Bonjour Monsieur GOUHIER,
Revenant sur le référendum concernant l'aéroport de Notre Dame des Landes, vous avez certainement noté que notre gouvernement vient de suivre l'avis de M.MATHIEU, comme je vous disais le pressentir, en réponse à votre billet du 22 02 2016
L'ordonnance environnementale que je vous annonçais,a été publiée au journal officiel du 22 04*, permettant à l'état de décider la consultation locale et donc, de "légaliser" le référendum sur le périmètre choisi à bon escient, ceci pour contourner les écueils de droit que vous signaliez à juste titre.
Qu'avons nous donc gagné en matière de droit, par rapport aux parlements régionaux de l'ancien régime français, à faire la révolution?
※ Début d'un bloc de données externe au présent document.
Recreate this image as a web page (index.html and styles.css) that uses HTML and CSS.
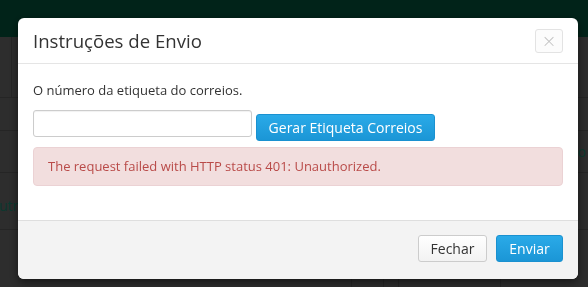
FILE: index.html
```html
<!DOCTYPE html>
<html lang="pt-BR">
<head>
    <meta charset="UTF-8">
    <meta name="viewport" content="width=device-width, initial-scale=1.0">
    <title>Instruções de Envio</title>
    <link rel="stylesheet" href="styles.css">
</head>
<body>
    <div class="topbar"></div>
    <div class="page">
        <div class="row row-head">
            <div class="cell cell-side"></div>
            <div class="cell"></div>
        </div>
        <div class="row row-a"></div>
        <div class="row row-b">
            <div class="cell cell-fill"></div>
            <div class="cell cell-end">o</div>
        </div>
        <div class="row row-c">
            <div class="cell cell-label">utros</div>
        </div>
        <div class="row row-d">
            <div class="cell cell-fill"></div>
            <div class="cell cell-s1"></div>
            <div class="cell cell-s2"></div>
            <div class="cell cell-s3"></div>
            <div class="cell cell-s4"></div>
        </div>
    </div>

    <div class="backdrop"></div>
    <div class="modal">
        <div class="modal-header">
            <h3 class="modal-title">Instruções de Envio</h3>
            <button class="close-btn" type="button">&times;</button>
        </div>
        <div class="modal-body">
            <p class="hint">O número da etiqueta do correios.</p>
            <div class="input-row">
                <input type="text" class="tag-input">
                <button type="button" class="btn btn-primary btn-gen">Gerar Etiqueta Correios</button>
            </div>
            <div class="alert-error">The request failed with HTTP status 401: Unauthorized.</div>
        </div>
        <div class="modal-footer">
            <button type="button" class="btn btn-default">Fechar</button>
            <button type="button" class="btn btn-primary">Enviar</button>
        </div>
    </div>
</body>
</html>
```

FILE: styles.css
```css
* {
    margin: 0;
    padding: 0;
    box-sizing: border-box;
    font-family: 'Open Sans', 'Liberation Sans', sans-serif;
}

body {
    background: #2e2e2e;
    overflow: hidden;
    height: 287px;
}

/* page behind the dialog */
.topbar {
    height: 37px;
    background: #02241a;
}

.row {
    display: flex;
    border-bottom: 1px solid #262626;
}

.row-head {
    height: 61px;
}

.cell-side {
    width: 12px;
    border-right: 1px solid #262626;
}

.row-a {
    height: 33px;
}

.row-b {
    height: 42px;
    align-items: center;
}

.cell-fill {
    flex: 1;
}

.cell-end {
    color: #0c3a30;
    font-size: 14px;
    margin-right: 2px;
}

.row-c {
    height: 57px;
    align-items: center;
}

.cell-label {
    color: #0c3a30;
    font-size: 14px;
    margin-left: -1px;
    margin-top: 8px;
}

.row-d {
    height: 60px;
}

.cell-s1,
.cell-s2,
.cell-s3,
.cell-s4 {
    border-left: 1px solid #262626;
}

.cell-s1 { width: 32px; }
.cell-s2 { width: 15px; }
.cell-s3 { width: 102px; }
.cell-s4 { width: 88px; }

.backdrop {
    position: fixed;
    inset: 0;
    background: rgba(0, 0, 0, 0.02);
}

/* dialog */
.modal {
    position: fixed;
    top: 18px;
    left: 18px;
    width: 560px;
    background: #fff;
    border-radius: 6px;
    box-shadow: 0 3px 9px rgba(0, 0, 0, 0.5);
    overflow: hidden;
}

.modal-header {
    display: flex;
    justify-content: space-between;
    align-items: center;
    padding: 10px 15px;
    border-bottom: 1px solid #e5e5e5;
    height: 46px;
}

.modal-title {
    font-size: 18.6px;
    font-weight: 400;
    color: #333;
    line-height: 24px;
}

.close-btn {
    width: 28px;
    height: 24px;
    background: #fcfcfc;
    border: 1px solid #e3e3e3;
    border-radius: 3px;
    color: #c4c4c4;
    font-size: 18px;
    line-height: 20px;
    font-family: 'DejaVu Sans', sans-serif;
    font-weight: 200;
}

.modal-body {
    padding: 16px 15px 15px;
}

.hint {
    font-size: 13px;
    color: #333;
    line-height: 20px;
    margin-bottom: 10px;
}

.input-row {
    display: flex;
    align-items: flex-start;
    gap: 4px;
}

.tag-input {
    width: 219px;
    height: 27px;
    border: 1px solid #ccc;
    border-radius: 3px;
    background: #fff;
    box-shadow: inset 0 1px 1px rgba(0, 0, 0, 0.06);
}

.btn {
    height: 27px;
    padding: 0 12px;
    font-size: 14px;
    line-height: 25px;
    border-radius: 3px;
    border: 1px solid transparent;
    cursor: pointer;
}

.btn-primary {
    color: #fff;
    background: linear-gradient(#2aaae8, #1b96d6);
    border-color: #1a91d0;
}

.btn-default {
    color: #333;
    background: linear-gradient(#fff, #f2f2f2);
    border-color: #ccc;
}

.btn-gen {
    margin-top: 4px;
    width: 179px;
    padding: 0;
}

.alert-error {
    margin-top: 6px;
    margin-bottom: 19px;
    padding: 9px 14px;
    font-size: 13px;
    line-height: 19px;
    color: #b94a48;
    background: #f2dede;
    border: 1px solid #ebd2d4;
    border-radius: 4px;
}

.modal-footer {
    display: flex;
    justify-content: flex-end;
    gap: 9px;
    padding: 14px 15px 17px;
    background: #f3f3f3;
    border-top: 1px solid #dedede;
}

.modal-footer .btn-default {
    width: 69px;
    padding: 0;
}

.modal-footer .btn-primary {
    width: 67px;
    padding: 0;
}
```
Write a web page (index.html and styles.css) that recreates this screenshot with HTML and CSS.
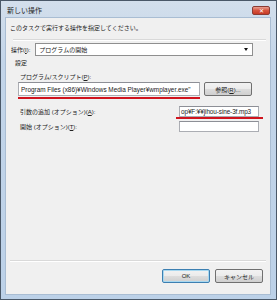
FILE: index.html
```html
<!DOCTYPE html>
<html lang="ja">
  <head>
    <meta charset="UTF-8" />
    <title>新しい操作</title>
    <link rel="stylesheet" href="styles.css">
  </head>
  <body>
    <div class="window">
      <div class="titlebar">
        <span class="title">新しい操作</span>
        <span class="close">✕</span>
      </div>
      <div class="client">
        <p class="intro">このタスクで実行する操作を指定してください。</p>
        <div class="sep top-sep"></div>
        <div class="action-row">
          <span class="lbl">操作(<u>I</u>):</span>
          <div class="combo">
            <span>プログラムの開始</span>
            <span class="arrow"></span>
          </div>
        </div>
        <div class="group-title">設定</div>
        <div class="field-label">プログラム/スクリプト(<u>P</u>):</div>
        <div class="prog-row">
          <div class="textbox prog marked">Program Files (x86)¥Windows Media Player¥wmplayer.exe"</div>
          <button class="btn browse">参照(<u>R</u>)...</button>
        </div>
        <div class="opt-row args">
          <span class="lbl">引数の追加 (オプション)(<u>A</u>):</span>
          <div class="textbox short marked wide-mark">op¥F:¥¥jihou-sine-3f.mp3</div>
        </div>
        <div class="opt-row start">
          <span class="lbl">開始 (オプション)(<u>T</u>):</span>
          <div class="textbox short"></div>
        </div>
        <div class="spacer"></div>
        <div class="sep bottom-sep"></div>
        <div class="buttons">
          <button class="btn default">OK</button>
          <button class="btn">キャンセル</button>
        </div>
      </div>
    </div>
  </body>
</html>
```

FILE: styles.css
```css
body {
  margin: 0;
  font-family: "Liberation Sans", "Noto Sans CJK JP", sans-serif;
  font-size: 6px;
  color: #222;
}
.window {
  width: 277px;
  height: 300px;
  box-sizing: border-box;
  border: 1px solid #4a5868;
  background: linear-gradient(#d3dfec, #c3d5e9 20%, #bcd1e8);
  padding: 0 5px 4px 4px;
  display: flex;
  flex-direction: column;
}
.titlebar {
  height: 16px;
  display: flex;
  justify-content: space-between;
  align-items: flex-start;
}
.title {
  font-size: 7px;
  margin: 4px 0 0 2px;
  color: #1e1e1e;
}
.close {
  width: 18px;
  height: 9px;
  margin-top: 5px;
  margin-right: 1px;
  border: 1px solid #8a3b34;
  border-radius: 2px;
  background: linear-gradient(#e8a093, #d6543f 50%, #c73a25);
  color: #fff;
  font-size: 6px;
  line-height: 9px;
  text-align: center;
  box-sizing: border-box;
}
.client {
  flex: 1;
  background: #f0f0f0;
  border: 1px solid #a9bdd3;
  display: flex;
  flex-direction: column;
}
.intro {
  margin: 5px 0 0 4px;
  line-height: 10px;
}
.sep {
  height: 1px;
  background: #d9d9d9;
  border-bottom: 1px solid #fff;
}
.top-sep {
  margin: 6px 4px 0 7px;
}
.action-row {
  margin: 2px 0 0 5px;
  height: 13px;
  display: flex;
  align-items: center;
  gap: 5px;
}
.combo {
  width: 218px;
  height: 13px;
  box-sizing: border-box;
  border: 1px solid #8f8f8f;
  background: #fff;
  display: flex;
  align-items: center;
  justify-content: space-between;
  padding: 0 4px 0 3px;
}
.arrow {
  width: 0;
  height: 0;
  border-left: 2.5px solid transparent;
  border-right: 2.5px solid transparent;
  border-top: 3px solid #111;
}
.group-title {
  margin: 3px 0 0 9px;
  line-height: 8px;
}
.field-label {
  margin: 6px 0 0 14px;
  line-height: 8px;
}
.prog-row {
  margin: 1px 0 0 12px;
  height: 14px;
  display: flex;
  gap: 4px;
}
.textbox {
  box-sizing: border-box;
  border: 1px solid #abadb3;
  border-top-color: #8d8f96;
  background: #fff;
  padding: 0 2px;
  font-size: 6.4px;
  display: flex;
  align-items: center;
  white-space: nowrap;
  overflow: hidden;
  position: relative;
}
.prog {
  width: 182px;
}
.short {
  width: 80px;
  height: 11px;
  padding: 0 1px;
  letter-spacing: -0.1px;
}
.marked {
  overflow: visible;
}
.marked::after {
  content: "";
  position: absolute;
  left: -1px;
  right: -1px;
  bottom: -4px;
  height: 2px;
  background: #d0141e;
}
.wide-mark::after {
  left: -4px;
  right: -5px;
  bottom: -3px;
}
.btn {
  font-family: inherit;
  font-size: 6px;
  color: #222;
  box-sizing: border-box;
  border: 1px solid #707070;
  border-radius: 2px;
  background: linear-gradient(#f2f2f2, #ebebeb 50%, #dddddd 51%, #cfcfcf);
  padding: 0;
}
.browse {
  width: 48px;
  height: 14px;
}
.opt-row {
  margin-left: 14px;
  display: flex;
  align-items: center;
  justify-content: space-between;
  padding-right: 11px;
}
.args {
  margin-top: 10px;
}
.start {
  margin-top: 4px;
}
.spacer {
  flex: 1;
}
.bottom-sep {
  margin: 0 4px 0 4px;
}
.buttons {
  margin-top: 7px;
  padding: 0 7px 11px 0;
  display: flex;
  justify-content: flex-end;
  gap: 5px;
}
.buttons .btn {
  width: 48px;
  height: 14px;
}
.default {
  border-color: #3c7fb1;
  box-shadow: inset 0 0 0 1px #a8d8f0;
}
```
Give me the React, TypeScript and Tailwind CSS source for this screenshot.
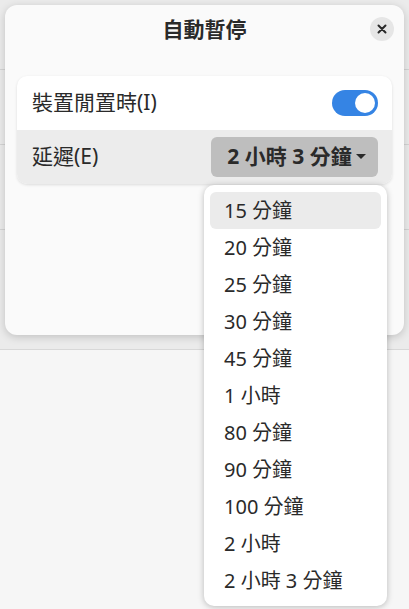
import React from "react";

const options = [
  "15 分鐘",
  "20 分鐘",
  "25 分鐘",
  "30 分鐘",
  "45 分鐘",
  "1 小時",
  "80 分鐘",
  "90 分鐘",
  "100 分鐘",
  "2 小時",
  "2 小時 3 分鐘",
];

export default function App() {
  return (
    <div
      className="relative h-[609px] w-[409px] overflow-hidden bg-[#f6f6f6] text-[#2a2a2a]"
      style={{ fontFamily: '"Noto Sans", "Noto Sans CJK TC", sans-serif' }}
    >
      {/* window behind the dialog */}
      <div className="flex h-[350px] flex-col border-b border-[#d8d8d8] bg-[#ebebeb]">
        <div className="h-[70px] border-b border-[#d4d4d4]" />
        <div className="h-[75px] border-b border-[#d4d4d4]" />
        <div className="h-[85px] border-b border-[#d4d4d4]" />
        <div className="flex-1" />
      </div>

      {/* dialog */}
      <div className="absolute left-[5px] top-[5px] flex h-[330px] w-[399px] flex-col rounded-[12px] bg-[#fafafa] shadow-[0_2px_8px_rgba(0,0,0,0.18)]">
        <div className="relative flex h-[50px] items-center justify-center">
          <span className="text-[21px] font-bold">自動暫停</span>
          <button className="absolute right-[10px] top-[12px] flex h-[24px] w-[24px] items-center justify-center rounded-full bg-[#e6e6e6]">
            <svg width="10" height="10" viewBox="0 0 10 10">
              <path d="M1.5 1.5l7 7M8.5 1.5l-7 7" stroke="#2a2a2a" strokeWidth="2" strokeLinecap="round" />
            </svg>
          </button>
        </div>

        <div className="mx-[12px] mt-[21px] overflow-hidden rounded-[10px] bg-white shadow-[0_1px_3px_rgba(0,0,0,0.12)]">
          <div className="flex h-[54px] items-center justify-between pl-[15px] pr-[14px]">
            <span className="text-[21px]">裝置閒置時(I)</span>
            <div className="flex h-[26px] w-[46px] items-center justify-end rounded-full bg-[#3584e4] pr-[3px]">
              <div className="h-[20px] w-[20px] rounded-full bg-white" />
            </div>
          </div>
          <div className="flex h-[54px] items-center justify-between bg-[#ececec] pl-[15px] pr-[14px]">
            <span className="text-[21px]">延遲(E)</span>
            <button className="flex h-[40px] w-[167px] items-center justify-center gap-[4px] rounded-[6px] bg-[#bebebe] pl-[4px]">
              <span className="text-[21px] font-bold">2 小時 3 分鐘</span>
              <svg width="10" height="6" viewBox="0 0 10 6">
                <path d="M0 0h10L5 5z" fill="#2a2a2a" />
              </svg>
            </button>
          </div>
        </div>
      </div>

      {/* popover menu */}
      <div className="absolute left-[204px] top-[185px] flex w-[183px] flex-col rounded-[10px] bg-white px-[6px] py-[7px] shadow-[0_1px_6px_rgba(0,0,0,0.25)]">
        {options.map((o, i) => (
          <div
            key={o}
            className={
              "flex h-[37px] items-center rounded-[6px] px-[14px] text-[20px] " +
              (i === 0 ? "bg-[#ebebeb]" : "")
            }
          >
            {o}
          </div>
        ))}
      </div>
    </div>
  );
}
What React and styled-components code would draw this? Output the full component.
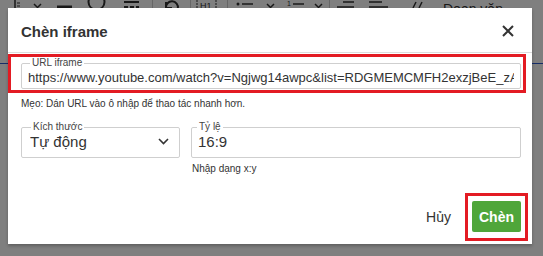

Puisque nous voyons que l'état républicain, ministères et leurs agences dédiées dans tous les domaines, se comportant aujourd'hui comme les princes d'hier, savent reconstituer, si pour eux nécessaire, "le lit de justice royal".
"ADVIENTE PRINCIPE,CESSAT MAGISTRATUS", toujours d'actualité.
Bon sujet de devoir pour vos étudiants en droit public à l'université

* le décret relatif à cette consultation a donc pu très "constitutionnellement" être publié au J.O. 2 jours après.